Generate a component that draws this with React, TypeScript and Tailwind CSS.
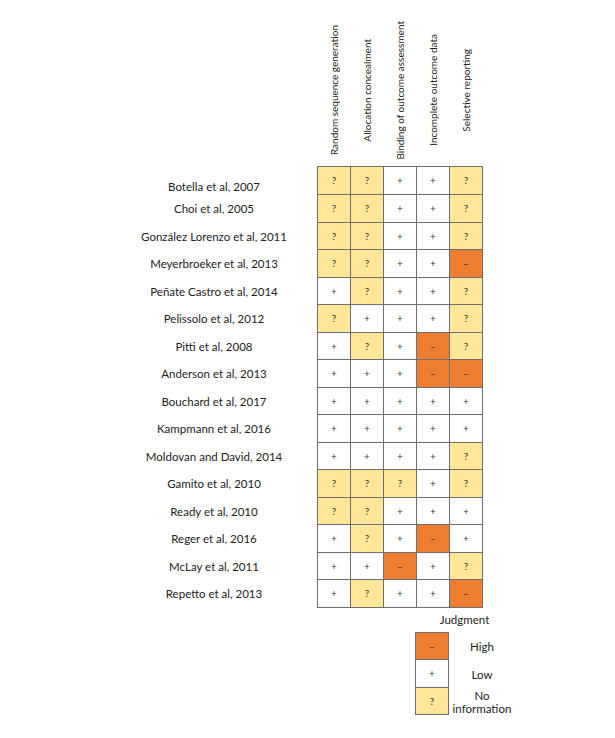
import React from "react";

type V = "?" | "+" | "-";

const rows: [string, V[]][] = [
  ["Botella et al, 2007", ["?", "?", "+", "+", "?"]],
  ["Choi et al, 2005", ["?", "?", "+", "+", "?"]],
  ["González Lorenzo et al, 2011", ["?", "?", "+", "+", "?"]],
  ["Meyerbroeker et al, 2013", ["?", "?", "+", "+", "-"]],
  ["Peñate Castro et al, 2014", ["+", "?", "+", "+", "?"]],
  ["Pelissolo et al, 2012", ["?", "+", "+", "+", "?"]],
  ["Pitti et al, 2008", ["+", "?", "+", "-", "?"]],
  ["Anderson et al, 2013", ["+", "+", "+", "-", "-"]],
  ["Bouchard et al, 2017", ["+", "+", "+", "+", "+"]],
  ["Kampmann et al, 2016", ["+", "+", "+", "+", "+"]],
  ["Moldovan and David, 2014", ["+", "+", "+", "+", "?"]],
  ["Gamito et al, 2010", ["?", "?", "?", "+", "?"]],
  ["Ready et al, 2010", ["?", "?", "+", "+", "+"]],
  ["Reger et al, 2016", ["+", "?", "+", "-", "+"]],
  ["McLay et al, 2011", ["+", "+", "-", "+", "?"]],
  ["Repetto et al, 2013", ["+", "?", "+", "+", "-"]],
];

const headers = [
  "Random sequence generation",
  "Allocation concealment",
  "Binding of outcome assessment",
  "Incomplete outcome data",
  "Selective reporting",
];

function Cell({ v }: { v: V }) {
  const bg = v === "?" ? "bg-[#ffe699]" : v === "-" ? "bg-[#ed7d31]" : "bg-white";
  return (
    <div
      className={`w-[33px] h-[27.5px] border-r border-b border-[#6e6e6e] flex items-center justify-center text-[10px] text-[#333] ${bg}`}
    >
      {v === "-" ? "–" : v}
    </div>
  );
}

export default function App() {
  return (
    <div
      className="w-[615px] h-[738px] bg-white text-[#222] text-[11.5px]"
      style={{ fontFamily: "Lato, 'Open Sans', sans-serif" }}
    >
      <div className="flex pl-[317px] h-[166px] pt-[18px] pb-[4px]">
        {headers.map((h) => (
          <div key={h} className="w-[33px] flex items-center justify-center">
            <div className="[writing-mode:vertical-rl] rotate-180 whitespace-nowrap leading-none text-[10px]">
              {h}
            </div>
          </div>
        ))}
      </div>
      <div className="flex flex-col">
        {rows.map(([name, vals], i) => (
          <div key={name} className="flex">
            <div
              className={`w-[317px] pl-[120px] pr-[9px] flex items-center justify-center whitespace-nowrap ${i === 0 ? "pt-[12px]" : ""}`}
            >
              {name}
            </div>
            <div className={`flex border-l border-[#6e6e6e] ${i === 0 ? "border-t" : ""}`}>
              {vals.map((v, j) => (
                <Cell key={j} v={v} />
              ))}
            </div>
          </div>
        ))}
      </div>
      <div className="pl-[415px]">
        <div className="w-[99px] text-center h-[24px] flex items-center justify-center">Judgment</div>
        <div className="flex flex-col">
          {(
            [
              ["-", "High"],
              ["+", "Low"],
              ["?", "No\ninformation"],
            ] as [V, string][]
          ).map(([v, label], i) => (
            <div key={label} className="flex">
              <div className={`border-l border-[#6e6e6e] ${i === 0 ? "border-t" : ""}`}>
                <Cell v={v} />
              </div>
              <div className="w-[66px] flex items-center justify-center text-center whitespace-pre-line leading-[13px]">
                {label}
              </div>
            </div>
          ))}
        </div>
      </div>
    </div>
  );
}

* * *

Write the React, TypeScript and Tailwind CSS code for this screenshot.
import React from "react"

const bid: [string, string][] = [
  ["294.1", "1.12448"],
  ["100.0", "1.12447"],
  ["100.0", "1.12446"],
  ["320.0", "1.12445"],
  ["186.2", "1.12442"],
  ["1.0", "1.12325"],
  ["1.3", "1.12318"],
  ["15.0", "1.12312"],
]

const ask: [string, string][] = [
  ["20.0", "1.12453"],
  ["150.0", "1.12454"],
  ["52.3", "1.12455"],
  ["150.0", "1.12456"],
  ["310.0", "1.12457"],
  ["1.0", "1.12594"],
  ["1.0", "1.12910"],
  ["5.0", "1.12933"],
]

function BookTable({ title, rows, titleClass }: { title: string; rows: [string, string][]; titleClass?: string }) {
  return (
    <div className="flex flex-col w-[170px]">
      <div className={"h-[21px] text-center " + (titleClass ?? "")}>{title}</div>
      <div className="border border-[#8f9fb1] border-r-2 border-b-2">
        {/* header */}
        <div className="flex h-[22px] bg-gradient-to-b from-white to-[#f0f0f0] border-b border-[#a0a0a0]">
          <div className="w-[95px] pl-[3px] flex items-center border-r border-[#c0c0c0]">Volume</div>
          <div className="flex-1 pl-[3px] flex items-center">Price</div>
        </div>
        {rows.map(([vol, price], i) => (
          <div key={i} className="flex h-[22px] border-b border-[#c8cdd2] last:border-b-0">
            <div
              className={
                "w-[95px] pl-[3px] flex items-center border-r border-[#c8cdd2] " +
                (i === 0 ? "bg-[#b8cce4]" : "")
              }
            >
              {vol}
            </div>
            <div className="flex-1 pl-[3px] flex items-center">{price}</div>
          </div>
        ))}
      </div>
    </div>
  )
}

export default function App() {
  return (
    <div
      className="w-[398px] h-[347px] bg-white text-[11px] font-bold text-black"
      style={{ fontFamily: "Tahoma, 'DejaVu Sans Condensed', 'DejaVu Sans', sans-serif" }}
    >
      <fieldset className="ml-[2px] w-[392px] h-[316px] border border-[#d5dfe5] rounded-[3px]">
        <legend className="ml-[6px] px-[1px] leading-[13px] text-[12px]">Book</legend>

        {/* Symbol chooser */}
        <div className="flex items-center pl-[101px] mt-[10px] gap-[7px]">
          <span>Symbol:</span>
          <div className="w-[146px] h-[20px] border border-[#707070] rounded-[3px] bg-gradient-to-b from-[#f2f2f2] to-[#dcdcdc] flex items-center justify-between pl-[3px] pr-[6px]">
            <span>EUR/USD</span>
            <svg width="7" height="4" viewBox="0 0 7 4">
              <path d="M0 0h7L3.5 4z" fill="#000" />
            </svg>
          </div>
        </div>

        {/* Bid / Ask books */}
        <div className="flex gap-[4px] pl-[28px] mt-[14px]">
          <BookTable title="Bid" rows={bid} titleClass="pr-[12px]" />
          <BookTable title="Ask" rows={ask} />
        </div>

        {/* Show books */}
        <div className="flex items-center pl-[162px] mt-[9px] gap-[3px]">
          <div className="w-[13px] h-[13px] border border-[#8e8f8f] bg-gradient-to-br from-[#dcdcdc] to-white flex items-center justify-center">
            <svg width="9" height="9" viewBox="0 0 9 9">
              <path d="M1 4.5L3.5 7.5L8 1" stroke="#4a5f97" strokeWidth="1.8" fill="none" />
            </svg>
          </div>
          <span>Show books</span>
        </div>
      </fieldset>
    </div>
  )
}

* * *

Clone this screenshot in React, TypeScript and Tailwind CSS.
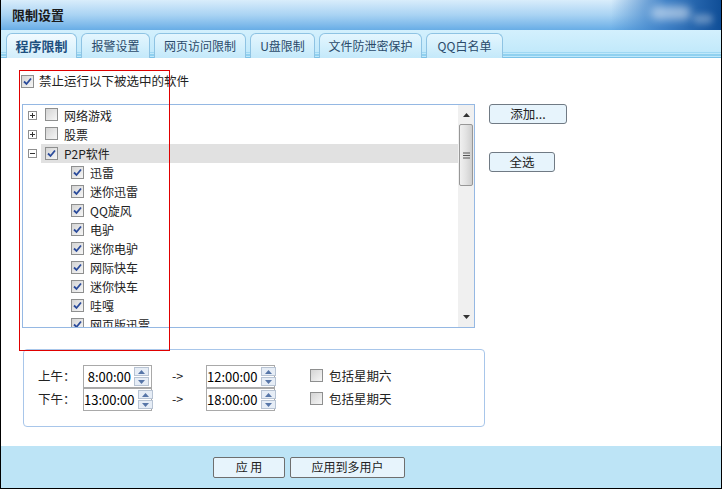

== Work to do ==
Search the lines for the string "TypeScript" and copy every line that has it.

== Result of the task ==
Generate a component that draws this with React, TypeScript and Tailwind CSS.
Write the React, TypeScript and Tailwind CSS code for this screenshot.
Clone this screenshot in React, TypeScript and Tailwind CSS.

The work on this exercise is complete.